Wrong Is Right was shot by director of photography Fred J. Koenekamp on 35mm film with Panaflex cameras and spherical lenses by Panavision, processed by Metrocolor, Culver City, California, and presented in the aspect ratio of 1.85:1. The Blu-ray from Imprint Films features an aspect ratio of 1.78:1. Clarity and contrast are excellent. Details are well delineated, such as insignia on uniforms, computer screens, clothing patterns, office paraphernalia, and weapons. Complexions are natural. Women’s puffy hairstyles reflect the 1980s fashion trend. Director Richard Brooks’ efforts to open up the film pay off with staged action sequences in the desert and numerous street scenes with crowds of extras.

The soundtrack is English 2.0 mono LPCM Stereo. English subtitles are an option. Dialogue is clear and distinct, even when mixed with ambient sound. Sound effects include gunfire, explosions, racing vehicles, phones ringing, and bodies being pummeled. The action scenes sound great in stereo, with gunfire coming from all directions. Connery, as Hale, provides off-screen narration to set the scenes. Artie Kane’s score offers rousing accompaniment to action sequences.

There are no bonus features on this Region-Free Blu-ray release from Imprint Films.

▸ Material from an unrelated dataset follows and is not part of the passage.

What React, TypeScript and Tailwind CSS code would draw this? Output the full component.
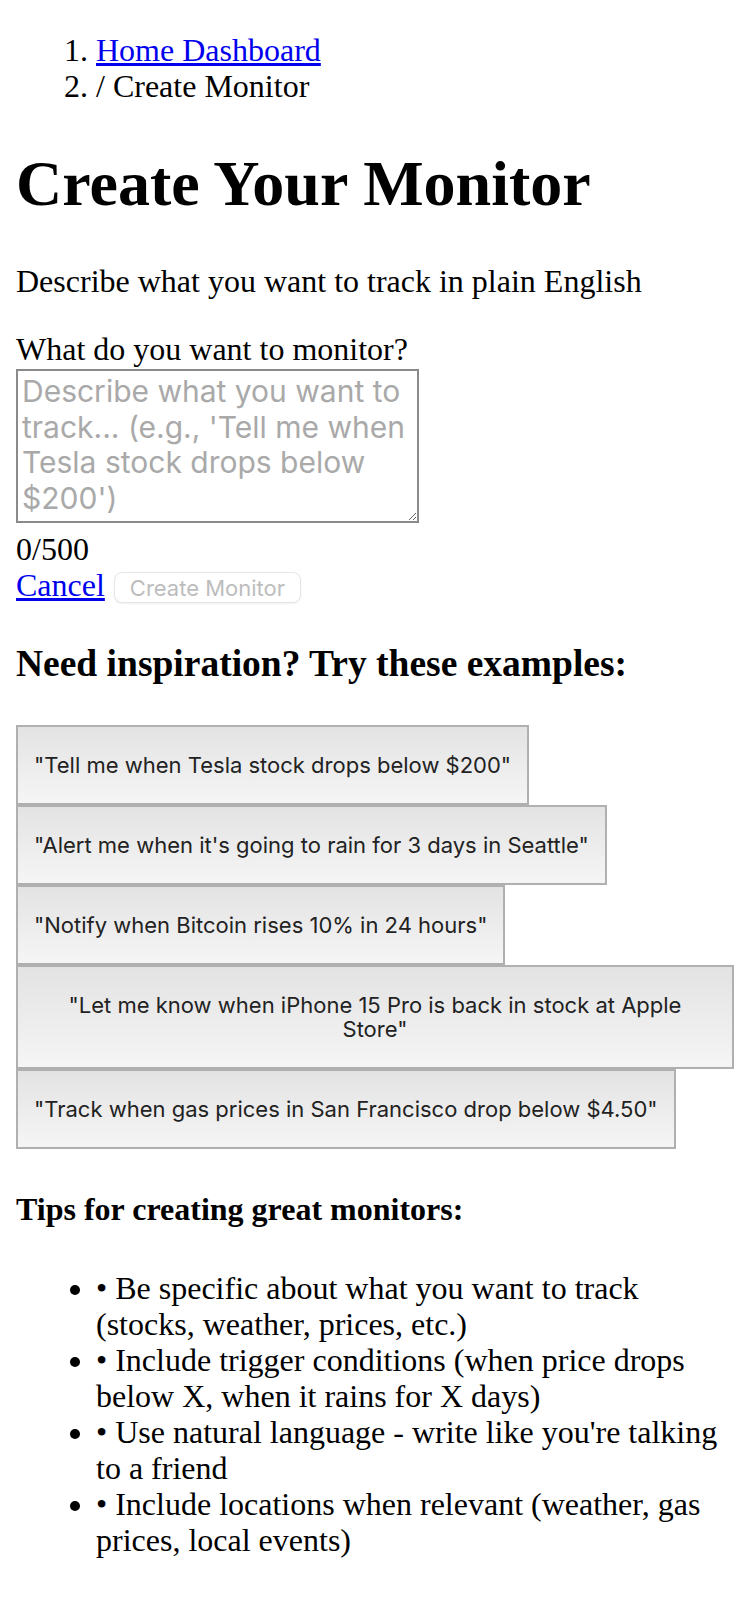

Wrong Is Right never achieves its intended satirical spark, though it does resonate with current events. Based on exaggerated truths about violence, TV journalism, and politics, it occasionally elicits smirks of recognition but never big laughs. Much of the humor is heavy-handed and falls with a thud. Sean Connery plays the reporter with an appropriate tongue-in-cheek attitude. The A-list supporting cast often struggle to make their metaphoric roles come to life.